I can find inspiration in external influences—paintings, sculpture, dance, trees against the skyline, other poems—but today, I'm thinking about those other external influences. Sitting in my good chair with my bad heartburn, I'm thinking about how nagging physical considerations can keep me from writing.
It might be some traveling ache or pain, and I have plenty of those. My knees are bad! I can't write! My shoulders hurt! I can't possibly work on a poem. I have a cold, or I'm too hungry, too full, too, too, tired. Oh, the whining—it's always something.

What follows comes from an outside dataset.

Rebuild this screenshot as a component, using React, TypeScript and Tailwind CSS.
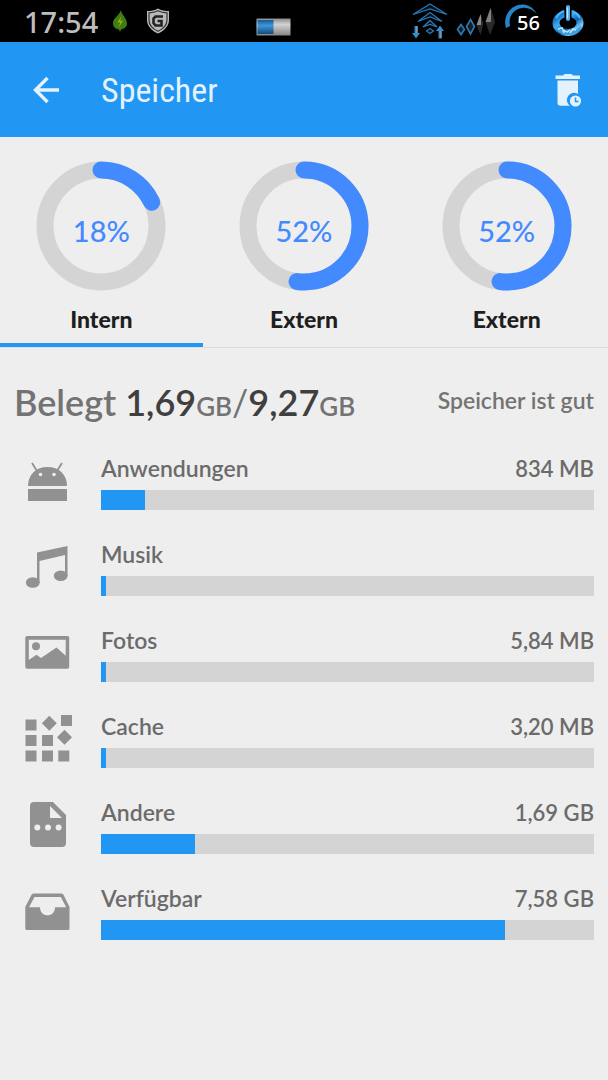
import React from "react";

interface Volume {
  id: string;
  name: string;
  percent: number;
}

interface Category {
  name: string;
  size: string;
  percent: number;
  icon: React.ReactNode;
}

const volumes: Volume[] = [
  { id: "internal", name: "Intern", percent: 18 },
  { id: "external-1", name: "Extern", percent: 52 },
  { id: "external-2", name: "Extern", percent: 52 },
];

const categories: Category[] = [
  {
    name: "Anwendungen",
    size: "834 MB",
    percent: 9,
    icon: (
      <>
        <path d="M7 31C7 19.500 15 12 26.500 12S46 19.500 46 31Z" />
        <path d="M7 34h39v12H7Z" />
        <path d="M11 8l5 8M41 8l-5 8" fill="none" stroke="#919191" strokeWidth="1.800" />
        <circle cx="19.500" cy="19.500" fill="#eee" r="1.800" />
        <circle cx="33" cy="19.500" fill="#eee" r="1.800" />
      </>
    ),
  },
  {
    name: "Musik",
    size: "",
    percent: 1,
    icon: (
      <>
        <path d="M16 11.500 46.500 5V35H44V14L18.500 20V42H16Z" />
        <ellipse cx="11.800" cy="41.500" rx="6.900" ry="5.300" />
        <ellipse cx="39.700" cy="34.800" rx="6.900" ry="5.300" />
      </>
    ),
  },
  {
    name: "Fotos",
    size: "5,84 MB",
    percent: 1,
    icon: (
      <>
        <path
          d="M6 9H46.500Q48.200 9 48.200 10.700V40Q48.200 41.700 46.500 41.700H6Q4.300 41.700 4.300 40V10.700Q4.300 9 6 9ZM7.800 12.800V33L15.500 27.800 20 31 35.500 20.500 44.700 28.800V12.800Z"
          fillRule="evenodd"
        />
        <circle cx="15" cy="19.200" r="4" />
      </>
    ),
  },
  {
    name: "Cache",
    size: "3,20 MB",
    percent: 1,
    icon: (
      <path d="M4.500 6.500h11v11h-11ZM4.500 22h11v11h-11ZM4.500 37.500h11v11h-11ZM21 22h11v11H21ZM21 37.500h11v11H21ZM37.300 37.500h11v11h-11ZM40 2h11v11H40ZM28.300 2.800l7.500 7.500-7.500 7.500-7.500-7.500ZM43.500 16.700l7.500 7.500-7.500 7.500-7.500-7.500Z" />
    ),
  },
  {
    name: "Andere",
    size: "1,69 GB",
    percent: 19,
    icon: (
      <>
        <path
          d="M13 3H32L45 16V44Q45 48 41 48H13Q9 48 9 44V7Q9 3 13 3ZM29 7V19H41Z"
          fillRule="evenodd"
        />
        <circle cx="16.300" cy="28.500" fill="#eee" r="3" />
        <circle cx="27" cy="28.500" fill="#eee" r="3" />
        <circle cx="37.600" cy="28.500" fill="#eee" r="3" />
      </>
    ),
  },
  {
    name: "Verfügbar",
    size: "7,58 GB",
    percent: 82,
    icon: (
      <path
        d="M12.500 8.500H40.500Q42 8.500 42.600 10L48.500 22V43.500Q48.500 45 47 45H6Q4.300 45 4.300 43.500V22L10.400 10Q11 8.500 12.500 8.500ZM13.500 12 8 22.300H19C19 33 34 33 34 22.300H45.200L39.800 12Z"
        fillRule="evenodd"
      />
    ),
  },
];

const StatusBar: React.FC = () => {
  return (
    <div className="flex items-center h-[42px] bg-black px-6 text-[#bdbdbd]">
      <span className="w-[74px] text-[29px] leading-none font-medium font-['Noto_Sans',sans-serif]">
        17:54
      </span>
      <svg aria-hidden="true" className="ml-3.5 h-[22px] w-4" viewBox="0 0 16 22">
        <path d="M9 0C9.500 5 15 8 15 13.500 15 17 12 19 9 19.500L8 22 7 19.500C3.500 19 1 17 1 13 1 8 7 6 9 0Z" fill="#3f7d16" />
        <path d="M9.500 6 5.500 12.500l3-.5-2 6 4.500-7.500-3 .5Z" fill="#a8b400" />
      </svg>
      <svg aria-hidden="true" className="ml-[18px] h-[26px] w-6" viewBox="0 0 24 26">
        <path d="M12 .5C15 2.500 19 3 23 3V12C23 18 18 23 12 25.500 6 23 1 18 1 12V3C5 3 9 2.500 12 .5Z" fill="#b9b9b9" />
        <path d="M12 2.800C15 4.300 18 4.800 21 4.900V12C21 17 17 21 12 23.300 7 21 3 17 3 12V4.900C6 4.800 9 4.300 12 2.800Z" fill="none" stroke="#333" strokeWidth="1.200" />
        <path d="M17 8.500H9.500L7.500 10.500V15L9.500 17.500H15.500V13H11.500" fill="none" stroke="#222" strokeWidth="2.600" />
      </svg>
      <svg aria-hidden="true" className="mt-3 ml-[86px] h-[18px] w-[35px]" viewBox="0 0 35 18">
        <defs>
          <linearGradient id="battery-shell" x1="0" x2="0" y1="0" y2="1">
            <stop offset="0" stopColor="#8a8a8a" />
            <stop offset="0.350" stopColor="#d2d2d2" />
            <stop offset="1" stopColor="#858585" />
          </linearGradient>
          <linearGradient id="battery-fill" x1="0" x2="0" y1="0" y2="1">
            <stop offset="0" stopColor="#1b5b91" />
            <stop offset="0.400" stopColor="#3c98dc" />
            <stop offset="1" stopColor="#164a78" />
          </linearGradient>
        </defs>
        <rect fill="url(#battery-shell)" height="17" width="34" x="0.500" y="0.500" />
        <rect fill="url(#battery-fill)" height="14" width="16" x="1.500" y="2" />
      </svg>

      <div className="flex items-center ml-auto">
        <svg aria-hidden="true" className="h-9 w-9" viewBox="0 0 36 36">
          <g fill="#04101b" stroke="#2877b5" strokeWidth="1.300">
            <path d="M18 1 35 11.500 18 6 1 11.500Z" />
            <path d="M18 9.500 30 18.500 18 14 6 18.500Z" />
            <path d="M18 17.500 25 24 18 21.500 11 24Z" />
            <path d="M18 25.500 21.500 28 18 30.500 14.500 28Z" />
          </g>
          <path d="M2.500 23h3v7H8l-4 5.500L0 30h2.500Z" fill="#338ccc" />
          <path d="M26.500 35.500h3V28H32l-4-5.500-4 5.500h2.500Z" fill="#338ccc" />
          <path d="M5 23v7M29 28v7" stroke="#aaa" />
        </svg>
        <svg aria-hidden="true" className="ml-2 h-[30px] w-10" viewBox="0 0 40 30">
          <path d="M5 18.500 8.500 23.500 5 28.500 1.500 23.500Z" fill="#1c1c1c" stroke="#287cba" strokeWidth="1.600" />
          <path d="M14.500 13.500 18.500 20.500 14.500 28 10.500 20.500Z" fill="#1c1c1c" stroke="#287cba" strokeWidth="1.600" />
          <path d="M24.500 8 27 19H20.500Z" fill="#8a8a8a" />
          <path d="M25 9 27 19H25ZM20.500 19h6.500l-2.500 10Z" fill="#2a2a2a" />
          <path d="M34.500 2 38 16H29.500Z" fill="#808080" />
          <path d="M35 3 39 16H35ZM29.500 16H39l-5 13Z" fill="#2a2a2a" />
        </svg>
        <div className="relative ml-2 h-9 w-9">
          <svg aria-hidden="true" className="h-9 w-9" viewBox="0 0 36 36">
            <path d="M2 25C-2 12 8 1 19 1.500 26 2 30 6 33 11 28 6 23 4 18 5 10 6 4 13 6 23Z" fill="#2583c9" />
          </svg>
          <span className="absolute right-0 bottom-1.5 text-xl leading-none font-medium text-white font-['Noto_Sans',sans-serif]">
            56
          </span>
        </div>
        <svg aria-hidden="true" className="ml-3 h-8 w-8" viewBox="0 0 32 32">
          <defs>
            <linearGradient id="power" x1="0" x2="1" y1="0" y2="1">
              <stop offset="0" stopColor="#0759a1" />
              <stop offset="0.350" stopColor="#43adf5" />
              <stop offset="0.600" stopColor="#0b5fae" />
              <stop offset="0.850" stopColor="#8bd4ff" />
              <stop offset="1" stopColor="#176ab2" />
            </linearGradient>
          </defs>
          <ellipse cx="16" cy="18" fill="none" rx="12" ry="9.500" stroke="url(#power)" strokeWidth="7" />
          <path d="M3 20Q4 29 16 30T29 20L25 24Q16 29 7 24Z" fill="#3e9fe0" />
          <path d="M6 24l4-1 2 5M18 28l3-4 3 1M11 25l4 2 3-2" fill="none" stroke="#b9e5ff" strokeWidth="1.500" />
          <path d="M4 13Q7 8 12 6M20 6Q25 8 28 13" fill="none" stroke="#4db8fa" strokeWidth="2" />
          <path d="M16 1V15" stroke="#000" strokeLinecap="round" strokeWidth="7" />
          <path d="M16 2V14" stroke="#4eaceb" strokeLinecap="round" strokeWidth="4" />
          <path d="M15.500 3V13" stroke="#bfe6ff" strokeLinecap="round" strokeWidth="1.300" />
        </svg>
      </div>
    </div>
  );
};

const Header: React.FC = () => {
  return (
    <header className="flex items-center h-[95px] bg-[#2196f3] pr-6 pl-[22px] text-[#e3f2fd]">
      <button aria-label="Zurück" className="flex size-12 items-center justify-center" type="button">
        <svg className="h-7 w-7" viewBox="0 0 28 28">
          <path d="M15.500 2 3.500 14l12 12M3.500 14H27" fill="none" stroke="currentColor" strokeWidth="3.400" />
        </svg>
      </button>
      <h1 className="ml-[31px] text-[34px] leading-10 font-['Roboto_Condensed',Roboto,sans-serif]">
        Speicher
      </h1>
      <button aria-label="Bereinigen" className="ml-auto flex h-12 w-8 items-center justify-center" type="button">
        <svg className="h-9 w-8 shrink-0" viewBox="0 0 32 36">
          <path d="M3.500 3.500H11L12.500 2H19.500L21 3.500H28V7H3.500ZM5.500 8.500H26V22A7 7 0 0 0 18 33.800H8.500Q5.500 33.800 5.500 30.800Z" fill="currentColor" />
          <circle cx="23.500" cy="29" fill="currentColor" r="5.600" />
          <path d="M23.500 25.500V29.500H26.500" fill="none" stroke="#2196f3" strokeWidth="1.500" />
        </svg>
      </button>
    </header>
  );
};

const Ring: React.FC<{ percent: number }> = ({ percent }) => {
  return (
    <div className="relative size-[130px]">
      <svg aria-hidden="true" className="size-full -rotate-90" viewBox="0 0 130 130">
        <circle cx="65" cy="65" fill="none" r="56" stroke="#d4d4d4" strokeWidth="17" />
        <circle
          cx="65"
          cy="65"
          fill="none"
          pathLength={100}
          r="56"
          stroke="#448aff"
          strokeDasharray={`${percent} 100`}
          strokeLinecap="round"
          strokeWidth="17"
        />
      </svg>
      <span className="absolute inset-0 flex items-center justify-center pt-2.5 text-[29px] font-medium text-[#448aff]">
        {percent}%
      </span>
    </div>
  );
};

const App: React.FC = () => {
  return (
    <div className="min-h-screen bg-[#eee] font-['Lato',sans-serif] text-[#737373]">
      <StatusBar />
      <Header />

      <div className="grid grid-cols-3 border-b border-[#ddd]" role="tablist">
        {volumes.map((volume, index) => (
          <button
            key={volume.id}
            aria-selected={index === 0}
            className={
              index === 0
                ? "flex flex-col items-center border-b-4 border-[#2196f3] pt-6"
                : "flex flex-col items-center border-b-4 border-transparent pt-6"
            }
            role="tab"
            type="button"
          >
            <Ring percent={volume.percent} />
            <span className="mt-3 mb-2 text-[23px] leading-8 font-black text-[#1e1e1e]">
              {volume.name}
            </span>
          </button>
        ))}
      </div>

      <main className="pr-3.5">
        {/* Summary */}
        <div className="flex items-center justify-between pt-8 pl-3.5 whitespace-nowrap">
          <h2 className="text-[36px] leading-11 font-semibold">
            Belegt <span className="text-[#3f3f3f]">1,69</span>
            <span className="text-[26px]">GB</span>
            <span className="font-normal">/</span>
            <span className="text-[#3f3f3f]">9,27</span>
            <span className="text-[26px]">GB</span>
          </h2>
          <p className="pb-2 text-[23px] font-semibold">Speicher ist gut</p>
        </div>

        {/* Usage per category */}
        <ul className="mt-[27px] flex flex-col gap-[31px]">
          {categories.map((category) => (
            <li key={category.name} className="flex">
              <svg
                aria-hidden="true"
                className="ml-[21px] mr-7 size-[52px] shrink-0 fill-[#919191]"
                viewBox="0 0 52 52"
              >
                {category.icon}
              </svg>
              <div className="grow">
                <div className="flex h-[35px] items-center justify-between pb-2 font-semibold text-[#6b6b6b]">
                  <span className="text-[23px]">{category.name}</span>
                  <span className="text-[22px]">{category.size}</span>
                </div>
                <div className="h-5 bg-[#d4d4d4]">
                  <div className="h-full bg-[#2196f3]" style={{ width: `${category.percent}%` }} />
                </div>
              </div>
            </li>
          ))}
        </ul>
      </main>
    </div>
  );
};

export default App;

It can also be too hot, too cold, too bright, or too noisy. This last factor is possibly valid—but when it's lumped with all the others, nothing is left.
While I fear that it's hypochondria (how predictable), I suspect that it's all a deception, a ruse—using those distractions as an excuse not to write. That doesn't make sense. Why find a reason not to do what I like to do? Minor complaints make a bit of sense if we're talking about delaying dishes or laundry (and I'll do all the washing anyway). But writing? Am I avoiding writing? Or am I subconsciously finding reasons not to start writing. Starting is the hard, sweaty part. After I get into it, I stop noticing all that other stuff.
So, as I try to get my body to the gym this year (and that has yet to happen), I'll work on getting my mind past my middle-aged grumbles and past the starting block and do some poetry laps.